Lombardo afirma, contudo, que para reaproveitar as águas residuais para consumo humano, países como o Brasil precisam regular o reúso por meio de lei e esclarecer à população sobre a confiabilidade do tratamento. “Temos de começar agora a desenvolver um marco regulatório e aumentar a consciência social sobre o reúso da água”, afirma.
Atualmente, as águas residuais são mais utilizadas para a irrigação agrícola, prática adotada por ao menos 50 países que representam cerca de 10% de todas as terras irrigadas. O método, porém, levanta preocupações de saúde quando a água contém patogênicos que podem contaminar as culturas. Dessa forma, o desafio é passar de uma irrigação informal para um uso planejado e seguro, como a Jordânia tem feito desde 1977, sendo que 90% das suas águas residuais tratadas são utilizadas para a irrigação.

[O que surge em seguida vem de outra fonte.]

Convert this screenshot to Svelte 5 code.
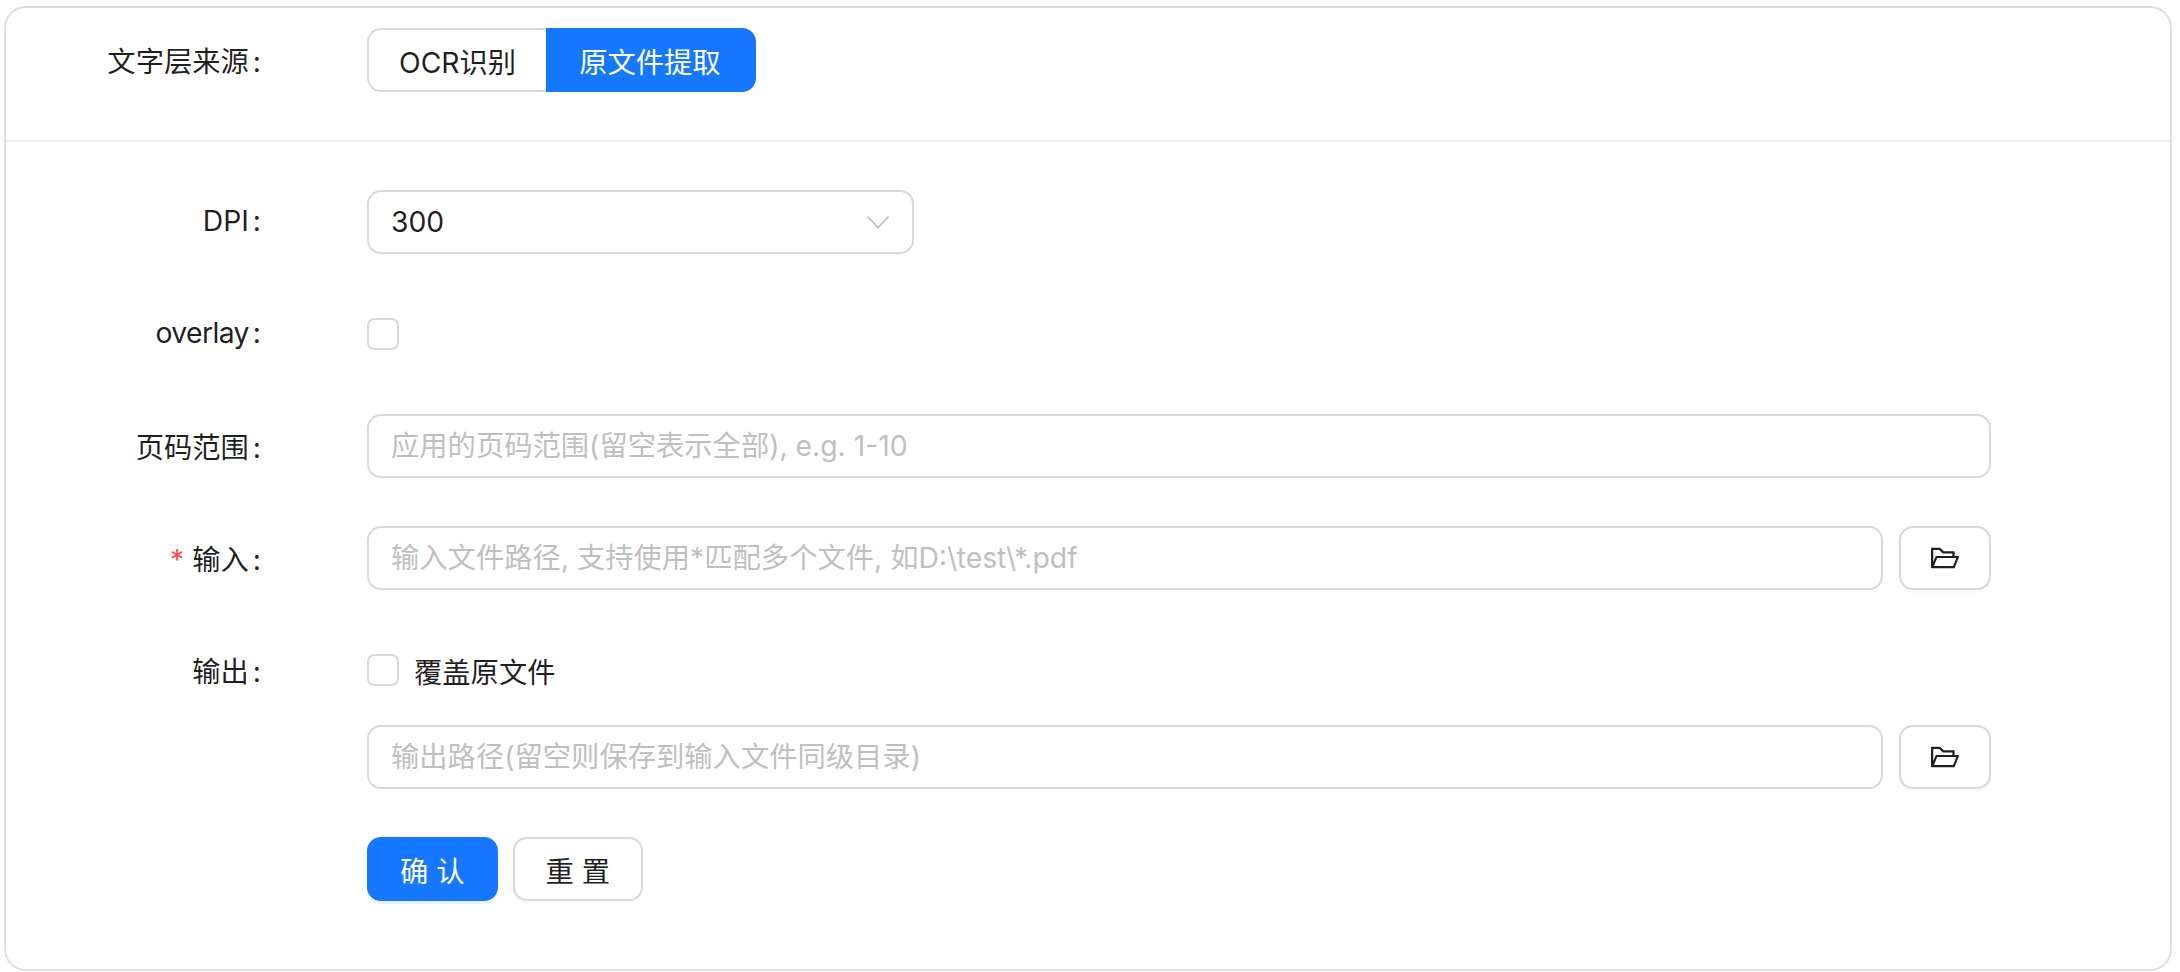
<script lang="ts">
  const folderPath =
    'M928 444H820V330.4c0-17.7-14.3-32-32-32H473L355.7 186.2a8.15 8.15 0 00-5.5-2.2H96c-17.7 0-32 14.3-32 32v592c0 17.7 14.3 32 32 32h698c13 0 24.8-7.9 29.7-20l134-332c1.5-3.8 2.3-7.9 2.3-12 0-17.7-14.3-32-32-32zM136 256h188.5l119.6 114.4H748V444H238c-13 0-24.8 7.9-29.7 20L136 643.2V256zm635.3 512H159l103.3-256h612.4L771.3 768z';

  let source = $state('file');
  let overlay = $state(false);
  let overwrite = $state(false);
</script>

{#snippet folderButton()}
  <button class="btn icon-btn" type="button" aria-label="选择文件">
    <svg viewBox="64 64 896 896" width="28" height="28" fill="currentColor"><path d={folderPath} /></svg>
  </button>
{/snippet}

<div class="card">
  <div class="top">
    <div class="row">
      <div class="label">文字层来源<span class="colon">:</span></div>
      <div class="control">
        <div class="segmented">
          <button type="button" class="seg" class:active={source === 'ocr'} onclick={() => (source = 'ocr')}>OCR识别</button>
          <button type="button" class="seg" class:active={source === 'file'} onclick={() => (source = 'file')}>原文件提取</button>
        </div>
      </div>
    </div>
  </div>

  <form class="form">
    <div class="row">
      <div class="label">DPI<span class="colon">:</span></div>
      <div class="control">
        <div class="select">
          <span>300</span>
          <svg class="chevron" viewBox="0 0 24 14" width="24" height="14" fill="none" stroke="currentColor" stroke-width="1.8"><path d="M1.5 1.5 12 12.5 22.5 1.5" /></svg>
        </div>
      </div>
    </div>

    <div class="row">
      <div class="label"><span class="latin">overlay</span><span class="colon">:</span></div>
      <div class="control">
        <button type="button" class="check" class:on={overlay} aria-label="overlay" onclick={() => (overlay = !overlay)}></button>
      </div>
    </div>

    <div class="row">
      <div class="label">页码范围<span class="colon">:</span></div>
      <div class="control wide">
        <input class="input" placeholder="应用的页码范围(留空表示全部), e.g. 1-10" />
      </div>
    </div>

    <div class="row">
      <div class="label"><span class="req">*</span>输入<span class="colon">:</span></div>
      <div class="control wide">
        <input class="input" placeholder="输入文件路径, 支持使用*匹配多个文件, 如D:\test\*.pdf" />
        {@render folderButton()}
      </div>
    </div>

    <div class="stack">
      <div class="row">
        <div class="label">输出<span class="colon">:</span></div>
        <div class="control">
          <button type="button" class="check" class:on={overwrite} aria-label="覆盖原文件" onclick={() => (overwrite = !overwrite)}></button>
          <span class="check-text">覆盖原文件</span>
        </div>
      </div>
      <div class="row">
        <div class="label"></div>
        <div class="control wide">
          <input class="input" placeholder="输出路径(留空则保存到输入文件同级目录)" />
          {@render folderButton()}
        </div>
      </div>
    </div>

    <div class="row">
      <div class="label"></div>
      <div class="control actions">
        <button class="btn primary" type="button">确 认</button>
        <button class="btn" type="button">重 置</button>
      </div>
    </div>
  </form>
</div>

<style>
  :global(body) {
    margin: 0;
    background: #fff;
  }
  .card {
    box-sizing: border-box;
    width: 2168px;
    height: 965px;
    margin: 6px 0 0 4px;
    border: 2px solid #dedede;
    border-radius: 22px;
    color: rgba(0, 0, 0, 0.88);
    font-family: Inter, "Noto Sans CJK SC", sans-serif;
    font-size: 28.3px;
    background: #fff;
  }
  .top {
    padding: 20px 0 48px;
    border-bottom: 2px solid #f0f0f0;
  }
  .form {
    display: flex;
    flex-direction: column;
    gap: 48px;
    padding-top: 48px;
  }
  .stack {
    display: flex;
    flex-direction: column;
    gap: 23px;
  }
  .row {
    display: flex;
    align-items: center;
    height: 64px;
  }
  .label {
    box-sizing: border-box;
    width: 361px;
    flex: none;
    padding-right: 106px;
    padding-bottom: 2px;
    text-align: right;
    white-space: nowrap;
  }
  .latin {
    letter-spacing: -0.6px;
  }
  .colon {
    margin-left: 4px;
  }
  .req {
    margin-right: 8px;
    color: #ff4d4f;
  }
  .control {
    display: flex;
    align-items: center;
    height: 100%;
    flex: none;
  }
  .wide {
    gap: 16px;
    width: 1624px;
  }
  .actions {
    gap: 15px;
  }
  .segmented {
    display: flex;
    height: 64px;
  }
  .seg {
    height: 64px;
    padding: 0 33px;
    border: 2px solid #d9d9d9;
    background: #fff;
    color: inherit;
    font: inherit;
    cursor: pointer;
  }
  .seg:first-child {
    padding: 0 30px;
    border-radius: 14px 0 0 14px;
    border-right: 0;
  }
  .seg:last-child {
    border-radius: 0 14px 14px 0;
    border-left: 0;
  }
  .seg.active {
    border-color: #1677ff;
    background: #1677ff;
    color: #fff;
  }
  .select {
    box-sizing: border-box;
    display: flex;
    align-items: center;
    justify-content: space-between;
    width: 547px;
    height: 64px;
    padding: 0 22px;
    border: 2px solid #d9d9d9;
    border-radius: 14px;
  }
  .chevron {
    color: #bfbfbf;
  }
  .check {
    box-sizing: border-box;
    width: 32px;
    height: 32px;
    padding: 0;
    border: 2px solid #d9d9d9;
    border-radius: 7px;
    background: #fff;
    cursor: pointer;
  }
  .check.on {
    border-color: #1677ff;
    background: #1677ff;
  }
  .check-text {
    margin-left: 15px;
  }
  .input {
    box-sizing: border-box;
    flex: 1;
    min-width: 0;
    height: 64px;
    padding: 0 22px;
    border: 2px solid #d9d9d9;
    border-radius: 14px;
    color: inherit;
    font: inherit;
    outline: none;
  }
  .input::placeholder {
    color: #bfbfbf;
    opacity: 1;
  }
  .btn {
    box-sizing: border-box;
    height: 64px;
    padding: 0 31px;
    border: 2px solid #d9d9d9;
    border-radius: 14px;
    background: #fff;
    color: inherit;
    font: inherit;
    box-shadow: 0 3px 0 rgba(0, 0, 0, 0.02);
    cursor: pointer;
  }
  .icon-btn {
    display: flex;
    align-items: center;
    justify-content: center;
    flex: none;
    width: 92px;
    padding: 0;
  }
  .primary {
    border-color: #1677ff;
    background: #1677ff;
    color: #fff;
    box-shadow: 0 3px 0 rgba(5, 145, 255, 0.1);
  }
</style>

Na indústria, essa água residual pode ser reutilizada para aquecimento e resfriamento, por exemplo, ao invés de ser descartada no meio ambiente. Já no caso de reúso para abastecimento de água potável, os exemplos mais conhecidos no mundo são o de Windhoek, capital da Namíbia, na África, que reaproveita 35% da água residual desde 1969. Os habitantes de Cingapura e de San Diego, nos Estados Unidos, também bebem, com segurança, água que foi reciclada.